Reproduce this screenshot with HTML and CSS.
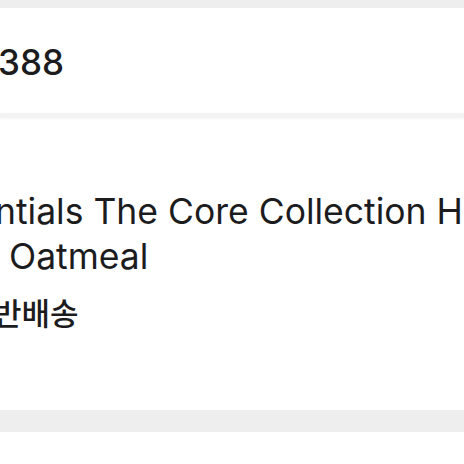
FILE: index.html
```html
<!DOCTYPE html>
<html lang="ko">
<head>
    <meta charset="UTF-8">
    <meta name="viewport" content="width=device-width, initial-scale=1.0">
    <title>주문 상품</title>
    <link rel="stylesheet" href="styles.css">
</head>
<body>
    <div class="gap gap-top"></div>

    <div class="price-box">
        <span class="price">388</span>
    </div>

    <div class="product-box">
        <p class="title">ntials The Core Collection H</p>
        <p class="title title-second">Oatmeal</p>
        <p class="shipping">반배송</p>
    </div>

    <div class="gap gap-bottom"></div>
    <div class="rest"></div>
</body>
</html>
```

FILE: styles.css
```css
body {
    margin: 0;
    font-family: Inter, "Noto Sans CJK KR", sans-serif;
    color: #1c1c1e;
    background: #fff;
    overflow: hidden;
}
.gap {
    background-color: #eeeeee;
}
.gap-top {
    height: 8px;
}
.gap-bottom {
    height: 22px;
}
.price-box {
    height: 105px;
    display: flex;
    align-items: center;
    border-bottom: 5px solid #f3f3f3;
    box-shadow: 0 1px 2px rgba(0,0,0,0.04);
}
.price {
    font-size: 35px;
    font-weight: 500;
    margin-left: -2px;
    padding-top: 2px;
}
.product-box {
    height: 292px;
    padding-top: 71px;
    box-sizing: border-box;
}
.title {
    margin: 0;
    font-size: 35.5px;
    line-height: 45px;
    white-space: nowrap;
    margin-left: -5px;
}
.title-second {
    padding-left: 14px;
}
.shipping {
    margin: 15px 0 0 -7px;
    font-size: 31px;
    font-weight: 500;
    line-height: 40px;
}
.rest {
    height: 40px;
}
```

EXERCISE DETAILS:
Copy the material shown above in full and exactly. Skip the pictures.

FULL SOLUTION:
Reproduce this screenshot with HTML and CSS.
FILE: index.html
```html
<!DOCTYPE html>
<html lang="ko">
<head>
    <meta charset="UTF-8">
    <meta name="viewport" content="width=device-width, initial-scale=1.0">
    <title>주문 상품</title>
    <link rel="stylesheet" href="styles.css">
</head>
<body>
    <div class="gap gap-top"></div>

    <div class="price-box">
        <span class="price">388</span>
    </div>

    <div class="product-box">
        <p class="title">ntials The Core Collection H</p>
        <p class="title title-second">Oatmeal</p>
        <p class="shipping">반배송</p>
    </div>

    <div class="gap gap-bottom"></div>
    <div class="rest"></div>
</body>
</html>
```

FILE: styles.css
```css
body {
    margin: 0;
    font-family: Inter, "Noto Sans CJK KR", sans-serif;
    color: #1c1c1e;
    background: #fff;
    overflow: hidden;
}
.gap {
    background-color: #eeeeee;
}
.gap-top {
    height: 8px;
}
.gap-bottom {
    height: 22px;
}
.price-box {
    height: 105px;
    display: flex;
    align-items: center;
    border-bottom: 5px solid #f3f3f3;
    box-shadow: 0 1px 2px rgba(0,0,0,0.04);
}
.price {
    font-size: 35px;
    font-weight: 500;
    margin-left: -2px;
    padding-top: 2px;
}
.product-box {
    height: 292px;
    padding-top: 71px;
    box-sizing: border-box;
}
.title {
    margin: 0;
    font-size: 35.5px;
    line-height: 45px;
    white-space: nowrap;
    margin-left: -5px;
}
.title-second {
    padding-left: 14px;
}
.shipping {
    margin: 15px 0 0 -7px;
    font-size: 31px;
    font-weight: 500;
    line-height: 40px;
}
.rest {
    height: 40px;
}
```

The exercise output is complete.